1979’s Space Angel is the first of two works in John Maddox Roberts’ Space Angel series.
Thanks to the vicious War with the Triumvirate, former POW Torwald is an experienced spacer for whom employment is simply a matter of selecting which spacecraft to grace with his skills. He prefers to work with independents, even though 97% of interstellar trade is controlled by large corporations. He signs on with the Space Angel, an antiquated relic of times past..
He takes pity on a recent acquaintance, Kelly (friendless orphan and inexperienced teen) and arranges for Kelly to be hired as ship’s boy. I would guess that this is nod to hoped-for teen readership.
Off to the stars!
The Space Angel and its surprisingly diverse for a late-1970s SF novelcrew head off to what should be a very straightforward, perhaps even boring, assignment. This should be a good way for Kelly to get his feet wet; no unknown unknowns, only diligence demanded. Or so everyone thinks.
Alpha Tau Pi Rho/4 is home to diamond deposits containing diamonds of absurd size. The deposits were discovered during the war by a spaceman, Aleksandr Strelnikov, who decided not to share this discovery with his bosses. Once the war was over, Strelnikov returns to Alpha Tau Pi Rho/4 to exploit his find. He doesn’t have enough cash to set up a proper mining operation, so he has hired the Space Angel to dig up some of the deposit.
What no one knows: Alpha Tau Pi Rho/4 wasn’t formed naturally. It was created by an alien entity, Sphere, which covered itself with a shell of diamonds surrounded by a planet, then hid for billions of years. When it’s unearthed (well, un-Alpha Tau Pi Rho/4ed) during the course of mining, it wakes, assesses the humans, and decides they could be useful tools in its grand quest to conquer the universe.
Sphere offers the crew of the Space Angel enticement to cooperate. Cooperate with Sphere and become vastly powerful and wealthy in the process! Why not just force them to do its will? Sphere doesn’t want to have to contend with rebellious minions. Minions who might just figure out a way to drop Sphere (which is fairly small and completely immobile) into the nearest black hole.

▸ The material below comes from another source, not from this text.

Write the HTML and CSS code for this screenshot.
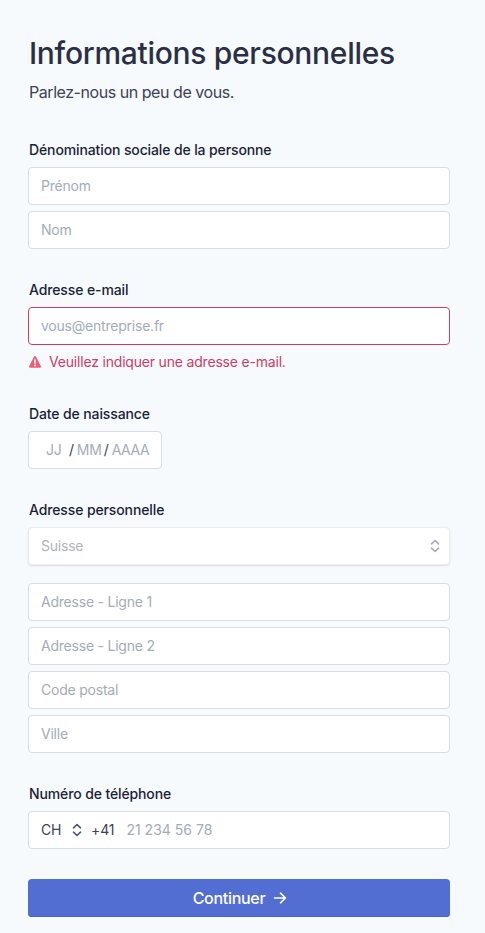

The crew cooperates. They purchase some military-grade weapons and recruit two genetically engineered space warriors to use them. Sphere then helps them equip Space Angel with a star drive that is far faster and less nausea-and-hallucination-inducing than the conventional Whoopee drive.
After that, it’s off to the centre of the Milky Way, where alien civilizations and alien relics abound. Oh, and where a mad god waits to greet them all.
I have read about many imagined star drives that cause hallucinations in users, but the Whoopee drive is the only one I recall that causes uncontrollable diarrhea. Yes, this made large troop transports unpleasant.
Having just received my copy of Deepnight Revelation, a Traveller campaign detailing a twenty-year exploration expedition, I was in the mood for something Traveller-esque. Space Angel, with its tramp starship and foray into the deepest parts of the Milky Way, seemed just the ticket.
I should have remembered that there was a reason that even though I’ve owned this book for forty-two years, I’ve never gotten around to rereading it.
Space Angel is indeed very Traveller-like. It resembles campaigns run by uncreative gamemasters who generate adventures with random encounter tables. Emphasis on random. The centre of the galaxy turns out to be littered with relics and civilizations, to be encountered serially, few of which have anything to do with the quest supposedly motivating Sphere.
I will grant that the encounters provide a nice example of how to add player characters when the campaign is already well underway: the ship retrieves Homer1, an invulnerable, immortal alien, from a deep-space wreck, thus acquiring a guide. In the spirit of you can’t always have what you want, Homer is very well informed but primarily in fields pertaining to poetry. If what Space Angelneeds to know isn’t contained in a stanza somewhere, the odds that Homer knows it go way down.
Alas, the novel reads as though Roberts had a general idea of the sort of book he wanted to write—I suspect it was “another Solar Queen adventure2”—but wasn’t quite sure how to shape a coherent narrative. As a result, it’s all a bit random until suddenly, having reached the desired word count, the narrative abruptly is resolved. For now: there’s a sequel, which I have never read.
Space Angel is out of print. I confess this does not surprise me. The revelation that there was a sequel was unexpected.
1: Homer is a nickname of sorts, since humans cannot pronounce its real name.
2: Just like the crew of the Solar Queen, the Space Angel’s crew never see the riches they have been promised. They are forced to undertake endless side-quests before they can finish the task for which they were recruited.